JA: Sure, but a lot of people don't understand just how good he is, or how smart he is. Not only is he a great hitter, he's a real student of the game. I have the utmost respect for Matt LaPorta, and I think Milwaukee made a really good decision in taking him. He's going to be a successful major league player for a long time.

DL: Which teams showed the most interest in you prior to the draft, and did you have a pretty good idea of where you'd end up?

JA: I knew who the players were, yes. I met with all of the teams, but I had a decent idea of how it might play out. Toronto was one of the teams that showed the most interest, and I'm glad it worked out the way it did. This is a great organization for me.

DL: You were heavily scouted prior to the draft. How much of a distraction was that?

JA: I didn't look at it that way. More than anything, I saw it as being lucky, because not everyone has this opportunity, especially to be a first-round pick. It's only a distraction if you let it be one, and I actually enjoyed the experience.

DL: When you signed, did you primarily leave everything up to your agent, or did you involve yourself in the negotiation process?

JA: I did involve myself. My family and I decided on an agent, but signing was ultimately my decision--that part was up to me. You pretty much know from your pre-draft meetings with scouts what teams are thinking money-wise, so you understand how you're being valued and what to expect. But money wasn't a big issue for me. As long as I was treated fairly, I knew I'd sign. What I wanted most was to get started with my pro career.

DL: Outside of the travel, what has been the biggest difference going from college to pro ball?

JA: It's the everyday routine, learning to keep everything easy and on an even keel. You need to know that if you go 0-for-4, you can come back the next day and go 4-for-4. You can't get too up or too down, because it's a long season and you have to be ready day after day, not just a few times a week like in college.

DL: Who is the most impressive pitcher you're catching right now?

JA: The guy going tonight, Brett Cecil, is lights out. He has great stuff, including a good fastball and slider. He's just an outstanding pitcher.

DL: Who were the best pitchers you caught in your amateur career?

JA: Having caught for Team USA, there are a lot of good ones. Shoot, I've caught David Price, Max Scherzer, Luke Hochevar, and Ian Kennedy, to name just a few. They all have different things that make them so good. Price and Scherzer can get it up there as high as 98 [MPH]; Kennedy is more upper 80s to low 90s, but he dots the zone as well as anyone I've ever seen. Something else that separates them is how humble they are. They're all great guys.

DL: Last one--which big league ballparks are you most looking forward to hitting in?

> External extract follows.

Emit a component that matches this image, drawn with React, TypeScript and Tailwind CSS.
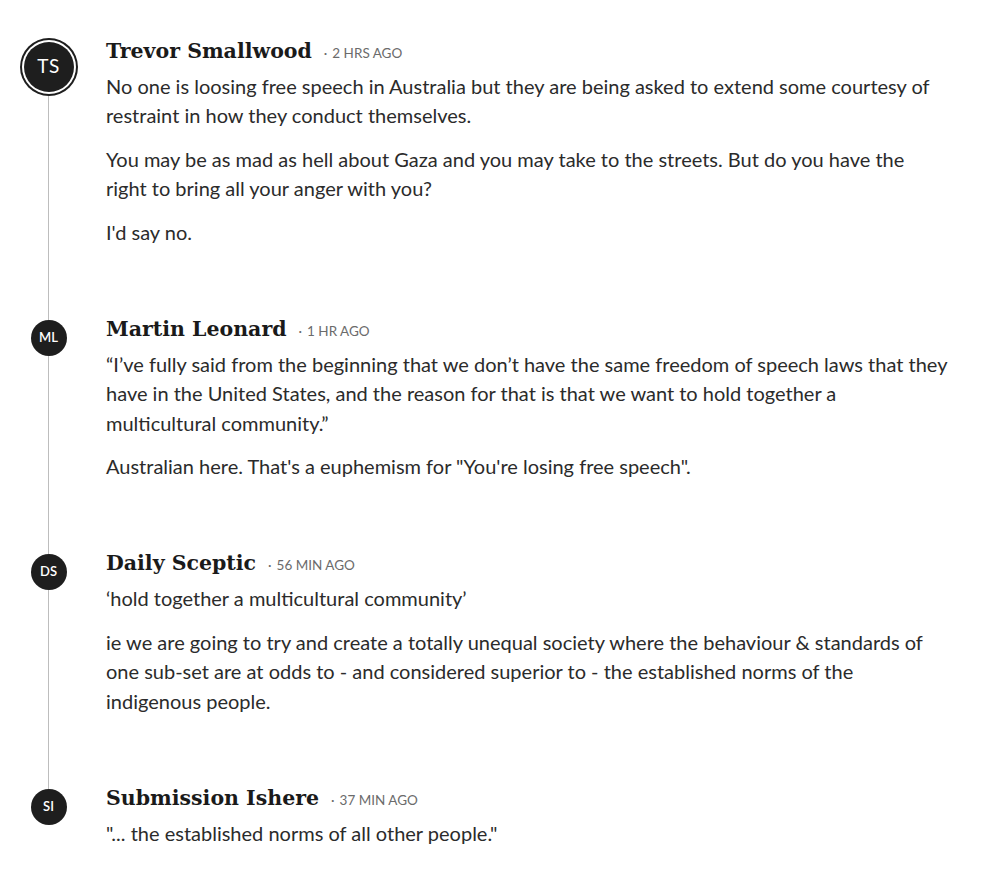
import React from "react";

type C = {
  initials: string;
  name: string;
  time: string;
  paras: string[];
  big?: boolean;
};

const comments: C[] = [
  {
    initials: "TS",
    name: "Trevor Smallwood",
    time: "2 HRS AGO",
    big: true,
    paras: [
      "No one is loosing free speech in Australia but they are being asked to extend some courtesy of restraint in how they conduct themselves.",
      "You may be as mad as hell about Gaza and you may take to the streets. But do you have the right to bring all your anger with you?",
      "I'd say no.",
    ],
  },
  {
    initials: "ML",
    name: "Martin Leonard",
    time: "1 HR AGO",
    paras: [
      "\u201CI\u2019ve fully said from the beginning that we don\u2019t have the same freedom of speech laws that they have in the United States, and the reason for that is that we want to hold together a multicultural community.\u201D",
      "Australian here. That's a euphemism for \"You're losing free speech\".",
    ],
  },
  {
    initials: "DS",
    name: "Daily Sceptic",
    time: "56 MIN AGO",
    paras: [
      "\u2018hold together a multicultural community\u2019",
      "ie we are going to try and create a totally unequal society where the behaviour & standards of one sub-set are at odds to - and considered superior to - the established norms of the indigenous people.",
    ],
  },
  {
    initials: "SI",
    name: "Submission Ishere",
    time: "37 MIN AGO",
    paras: ["\"... the established norms of all other people.\""],
  },
];

export default function App() {
  return (
    <div className="w-[997px] h-[885px] bg-white pt-[35.5px] overflow-hidden" style={{ fontFamily: "Lato, 'Open Sans', sans-serif" }}>
      {comments.map((c, i) => {
        const first = i === 0;
        const last = i === comments.length - 1;
        return (
          <div key={i} className="flex">
            <div className="w-[97px] shrink-0 flex flex-col items-center">
              <div className={`w-px ${first ? "h-[2px]" : "h-[6px] bg-[#bdbdbd]"}`} />
              {c.big ? (
                <div className="w-[58px] h-[58px] rounded-full bg-[#1e1e1e] flex items-center justify-center">
                  <div className="w-[54px] h-[54px] rounded-full bg-white flex items-center justify-center">
                    <div className="w-[50px] h-[50px] rounded-full bg-[#1e1e1e] flex items-center justify-center text-white text-[19px] tracking-[0.5px]">
                      {c.initials}
                    </div>
                  </div>
                </div>
              ) : (
                <div className="w-[36px] h-[36px] rounded-full bg-[#1e1e1e] flex items-center justify-center text-white text-[13px] font-semibold">
                  {c.initials}
                </div>
              )}
              {!last && <div className="w-px flex-1 bg-[#bdbdbd]" />}
            </div>
            <div className={`ml-[9px] w-[843px] ${last ? "" : "pb-[66.5px]"}`}>
              <div className="flex items-baseline h-[30px]">
                <span
                  className="text-[20.5px] font-bold text-[#1a1a1a] leading-[30px]"
                  style={{ fontFamily: "'DejaVu Serif', serif" }}
                >
                  {c.name}
                </span>
                <span className="ml-[12px] text-[13.5px] text-[#6b6b6b]">
                  <span className="mr-[5px]">·</span>
                  {c.time}
                </span>
              </div>
              <div className="mt-[6px] flex flex-col gap-[14px] text-[20px] leading-[29.5px] text-[#2b2b2b]">
                {c.paras.map((p, j) => (
                  <p key={j}>{p}</p>
                ))}
              </div>
            </div>
          </div>
        );
      })}
    </div>
  );
}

JA: I'm just looking forward to playing in the big leagues, period. But right now, I just need to take care of today's game. You can't look past today in the game of baseball. Everyone needs to develop in the minor leagues, and that's what I'm here to do. It's a step on the way to getting where I want to be, and I'm taking it seriously. This is a great opportunity for me, and I'm going to make the most of it.